Konsep open kitchen tentunya telah malang melintang di penjuru kota, dari mulai sebuah gerobak nasi goreng yang memasak hidangannya di pojok gang, hingga restoran Jepang yang berdiri di pusat perbelanjaan besar. Antre hingga selesainya udon dihidangkan, sambil melihat dibalik kaca bagaimana udon-udon tersebut dicelupkan ke dalam wadah berisi air-air mendidih, lalu proses menggoreng berbagai gorengan ala Jepang seperti ebi furai dan ebi katsu mengundang decak kagum, ditambah lagi gesitnya para juru masak meliuk-meliuk dalam dapur sehingga tidak bertabrakan satu sama lain. Begitu pula saat seorang koki mengolah sebuah sushi dengan tenang dan lihai tangannya, mampu membentuk sekepal nasi dengan potongan tuna atau salmon segar begitu menggembirakan saat disaksikan maupun dilahap.
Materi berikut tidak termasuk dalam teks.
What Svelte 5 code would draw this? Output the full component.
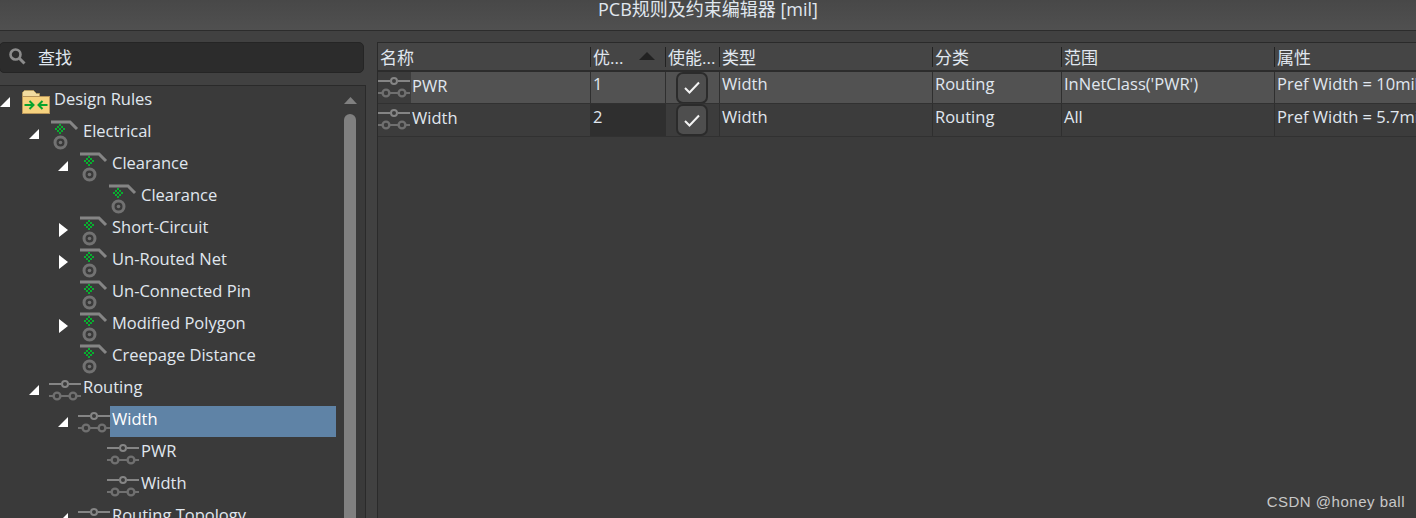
<script>
  const tree = [
    { depth: 0, arrow: 'open', icon: 'folder', label: 'Design Rules' },
    { depth: 1, arrow: 'open', icon: 'elec', label: 'Electrical' },
    { depth: 2, arrow: 'open', icon: 'elec', label: 'Clearance' },
    { depth: 3, icon: 'elec', label: 'Clearance' },
    { depth: 2, arrow: 'closed', icon: 'elec', label: 'Short-Circuit' },
    { depth: 2, arrow: 'closed', icon: 'elec', label: 'Un-Routed Net' },
    { depth: 2, icon: 'elec', label: 'Un-Connected Pin' },
    { depth: 2, arrow: 'closed', icon: 'elec', label: 'Modified Polygon' },
    { depth: 2, icon: 'elec', label: 'Creepage Distance' },
    { depth: 1, arrow: 'open', icon: 'route', label: 'Routing' },
    { depth: 2, arrow: 'open', icon: 'route', label: 'Width', selected: true },
    { depth: 3, icon: 'route', label: 'PWR' },
    { depth: 3, icon: 'route', label: 'Width' },
    { depth: 2, arrow: 'open', icon: 'route', label: 'Routing Topology' }
  ];

  const columns = [
    { label: '名称' },
    { label: '优...', sort: true },
    { label: '使能...' },
    { label: '类型' },
    { label: '分类' },
    { label: '范围' },
    { label: '属性' }
  ];

  const rules = [
    { name: 'PWR', priority: '1', type: 'Width', category: 'Routing', scope: "InNetClass('PWR')", attrs: 'Pref Width = 10mil', active: true },
    { name: 'Width', priority: '2', type: 'Width', category: 'Routing', scope: 'All', attrs: 'Pref Width = 5.7mil' }
  ];

  // checker dots of the green diamond on the electrical icon
  const dots = [[0, 0], [-2, -2], [2, -2], [-2, 2], [2, 2], [-4, 0], [4, 0], [0, -4], [0, 4]];
</script>

{#snippet routeIcon()}
  <svg class="route-icon" width="32" height="24" viewBox="0 0 32 24" fill="none">
    <g stroke="#858585" stroke-width="2">
      <path d="M0 5h12M20 5h12" />
      <circle cx="16" cy="5" r="3" />
    </g>
    <g stroke="#707070" stroke-width="2">
      <path d="M0 17h4M12 17h8M28 17h4" />
      <circle cx="8" cy="17" r="3.400" stroke-width="2.400" />
      <circle cx="24" cy="17" r="3.400" stroke-width="2.400" />
    </g>
  </svg>
{/snippet}

{#snippet elecIcon()}
  <svg class="elec-icon" width="28" height="30" viewBox="0 0 28 30" fill="none">
    <path d="M0 2h19l7 7" stroke="#858585" stroke-width="3" />
    {#each dots as [dx, dy]}
      <rect x={8 + dx} y={8 + dy} width="2" height="2" fill="#08b030" />
    {/each}
    <circle cx="9.500" cy="22.500" r="5.500" stroke="#727272" stroke-width="3" />
    <circle cx="9.500" cy="22.500" r="1.800" fill="#727272" />
  </svg>
{/snippet}

{#snippet folderIcon()}
  <svg class="folder-icon" width="28" height="24" viewBox="0 0 28 24">
    <path d="M0.5 7V2.500l2-2h9l3 3h3V7z" fill="#f2dca0" stroke="#b39a5e" />
    <rect x="0.5" y="6.500" width="27" height="17" fill="#f6d27f" stroke="#b8955a" />
    <path d="M2.500 15h9M7.500 11l4 4-4 4M25.500 15h-9M20.500 11l-4 4 4 4" fill="none" stroke="#07a32e" stroke-width="2" />
  </svg>
{/snippet}

{#snippet checkbox()}
  <span class="check">
    <svg width="16" height="13" viewBox="0 0 16 13" fill="none" stroke="#f4f4f4" stroke-width="2">
      <path d="M1 7l4.500 4.500L15 1.500" />
    </svg>
  </span>
{/snippet}

<div class="window">
  <header class="titlebar">PCB规则及约束编辑器 [mil]</header>

  <div class="body">
    <aside class="sidebar">
      <div class="search">
        <svg width="18" height="18" viewBox="0 0 18 18" fill="none" stroke="#8c8c8c">
          <circle cx="7.500" cy="7.500" r="5" stroke-width="2.600" />
          <path d="M11.500 11.500l5 5" stroke-width="3" />
        </svg>
        <span>查找</span>
      </div>

      <div class="tree">
        <ul class="nodes">
          {#each tree as node}
            <li class="node" style="padding-left: {node.depth * 29}px">
              <span class="arrow {node.arrow ?? ''}"></span>
              <span class="icon-slot">
                {#if node.icon === 'folder'}
                  {@render folderIcon()}
                {:else if node.icon === 'elec'}
                  {@render elecIcon()}
                {:else}
                  {@render routeIcon()}
                {/if}
              </span>
              <span class="node-label" class:selected={node.selected}>{node.label}</span>
            </li>
          {/each}
        </ul>
        <div class="scrollbar">
          <span class="scroll-up"></span>
          <span class="scroll-thumb"></span>
        </div>
      </div>
    </aside>

    <main class="rules">
      <div class="table">
        <div class="row head">
          {#each columns as col}
            <div class="cell">
              <span class="head-label">{col.label}</span>
              {#if col.sort}<span class="sort"></span>{/if}
            </div>
          {/each}
        </div>
        {#each rules as rule}
          <div class="row" class:active={rule.active}>
            <div class="cell name">
              <span class="name-icon">{@render routeIcon()}</span>
              <span class="name-text">{rule.name}</span>
            </div>
            <div class="cell priority">{rule.priority}</div>
            <div class="cell enabled">{@render checkbox()}</div>
            <div class="cell">{rule.type}</div>
            <div class="cell">{rule.category}</div>
            <div class="cell">{rule.scope}</div>
            <div class="cell attrs">{rule.attrs}</div>
          </div>
        {/each}
      </div>
    </main>
  </div>

  <span class="watermark">CSDN @honey ball</span>
</div>

<style>
  :global(body) {
    margin: 0;
    background: #3b3b3b;
  }

  .window {
    position: relative;
    display: flex;
    flex-direction: column;
    width: 1416px;
    height: 518px;
    overflow: hidden;
    background: #3b3b3b;
    color: #e0e7ef;
    font-family: "Open Sans", "Noto Sans CJK SC", sans-serif;
    font-size: 16.5px;
  }

  /* the window's top edge is cropped off in the shot */
  .titlebar {
    flex: none;
    box-sizing: border-box;
    height: 45px;
    margin-top: -14px;
    display: flex;
    align-items: center;
    justify-content: center;
    background: linear-gradient(#444, #505050);
    border-bottom: 1px solid #2c2c2c;
    font-size: 18px;
  }

  .body {
    flex: 1;
    display: flex;
    min-height: 0;
  }

  .sidebar {
    flex: none;
    width: 366px;
    padding-top: 11px;
    display: flex;
    flex-direction: column;
    background: #414141;
  }

  .search {
    flex: none;
    box-sizing: border-box;
    width: 365px;
    height: 31px;
    margin-left: -1px;
    padding: 0 0 3px 8px;
    display: flex;
    align-items: center;
    gap: 12px;
    background: #2c2c2c;
    border: 1px solid #252525;
    border-radius: 5px;
    font-size: 17px;
  }

  .tree {
    flex: 1;
    box-sizing: border-box;
    margin-top: 12px;
    display: flex;
    min-height: 0;
    background: #3a3a3a;
    border-top: 1px solid #2a2a2a;
    border-right: 1px solid #2a2a2a;
  }

  .nodes {
    flex: 1;
    min-width: 0;
    list-style: none;
    margin: -3px 0 0;
    padding: 0;
  }

  .node {
    height: 32px;
    display: flex;
    align-items: center;
  }

  .arrow {
    flex: none;
    width: 10px;
    height: 10px;
    margin: 6px 12px 0 0;
  }
  .arrow.open {
    clip-path: polygon(100% 0, 100% 100%, 0 100%);
    background: #fff;
  }
  .arrow.closed {
    width: 9px;
    height: 14px;
    margin-left: 1px;
    clip-path: polygon(0 0, 100% 50%, 0 100%);
    background: #fff;
  }

  .icon-slot {
    flex: none;
    width: 28px;
    height: 30px;
    display: flex;
    align-items: center;
  }
  .folder-icon {
    flex: none;
    margin-top: 6px;
  }
  .elec-icon {
    flex: none;
    margin-top: 8px;
  }
  .route-icon {
    flex: none;
  }
  .icon-slot .route-icon {
    margin: 8px 0 0 -2px;
  }

  .node-label {
    position: relative;
    margin: 0 0 2px 4px;
    line-height: 31px;
    white-space: nowrap;
  }
  .node-label.selected {
    flex: 1;
    align-self: flex-start;
    margin: 3px 8px 0 2px;
    padding: 0 0 5px 2px;
    line-height: 26px;
    background: #5f83a6;
    color: #fff;
  }

  .scrollbar {
    flex: none;
    width: 21px;
    display: flex;
    flex-direction: column;
    align-items: flex-start;
  }
  .scroll-up {
    margin-top: 11px;
    width: 13px;
    height: 7px;
    clip-path: polygon(50% 0, 100% 100%, 0 100%);
    background: #808080;
  }
  .scroll-thumb {
    flex: 1;
    margin-top: 10px;
    width: 12px;
    border-radius: 6px 6px 0 0;
    background: #808080;
  }

  .rules {
    flex: 1;
    min-width: 0;
    padding: 11px 0 0 11px;
    background: #414141;
  }

  .table {
    height: 100%;
    background: #3b3b3b;
    border-left: 1px solid #2a2a2a;
    border-top: 1px solid #2a2a2a;
  }

  .row {
    box-sizing: border-box;
    display: grid;
    grid-template-columns: 212px 75px 54px 213px 129px 213px 161px;
    height: 33px;
    background: #3c3c3c;
    border-bottom: 1px solid #313131;
  }
  .row.head {
    height: 29px;
    align-items: center;
    background: #454545;
    border-bottom: 2px solid #2c2c2c;
  }
  .row.active {
    height: 32px;
    background: #525252;
  }

  .cell {
    box-sizing: border-box;
    padding: 0 0 8px 2px;
    display: flex;
    align-items: center;
    white-space: nowrap;
    overflow: hidden;
    border-left: 1px solid #2f2f2f;
  }
  .row.active .cell {
    padding-bottom: 9px;
  }
  .cell:first-child {
    border-left: 0;
  }
  .row.head .cell {
    height: 20px;
    padding-bottom: 1px;
    border-left-color: #222;
    font-size: 17px;
  }
  .head-label {
    flex: 1;
  }
  .sort {
    flex: none;
    width: 16px;
    height: 8px;
    margin-right: 10px;
    clip-path: polygon(50% 0, 100% 100%, 0 100%);
    background: #222;
  }

  .row .cell.name {
    padding: 0;
  }
  .name-icon {
    flex: none;
    width: 33px;
    height: 100%;
    display: flex;
    align-items: center;
    background: #3c3c3c;
  }
  .name-text {
    margin-left: 1px;
    padding-bottom: 5px;
  }
  .row:not(.active) .priority {
    background: #2f2f2f;
  }
  .row .cell.enabled {
    justify-content: center;
    padding: 0;
  }

  .check {
    box-sizing: border-box;
    width: 32px;
    height: 32px;
    margin-right: 2px;
    display: flex;
    align-items: center;
    justify-content: center;
    background: #4e4e4e;
    border: 2px solid #2b2b2b;
    border-radius: 7px;
  }

  .watermark {
    position: absolute;
    right: 11px;
    bottom: 8px;
    font-family: "Liberation Sans", sans-serif;
    font-size: 15px;
    letter-spacing: 0.5px;
    color: #c8c8c8;
  }
</style>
Rasa ini juga tidak kalah nikmat saat menyaksikan penjual angkringan ditemaramnya malam, memasak sebungkus mie instan dengan tambahan sebutir telur yang direbus setengah matang sambil menceritakan indahnya keluh kesah persoalan hidup. Makanan yang diusung dengan konsep open kitchen telah menjadi hiburan favorit saya sedari kecil. Bermain sepak bola di sore hari hingga adzan maghrib berkumandang hingga menonton rentetan kartun di Minggu pagi menjadi kegemaran umum yang saya gemari dan juga teman-teman pada masa itu.  Kegemaran saya lalu bertambah dan begitu spesial saat saya mulai mengenal sebuah makanan yang disebut martabak telur.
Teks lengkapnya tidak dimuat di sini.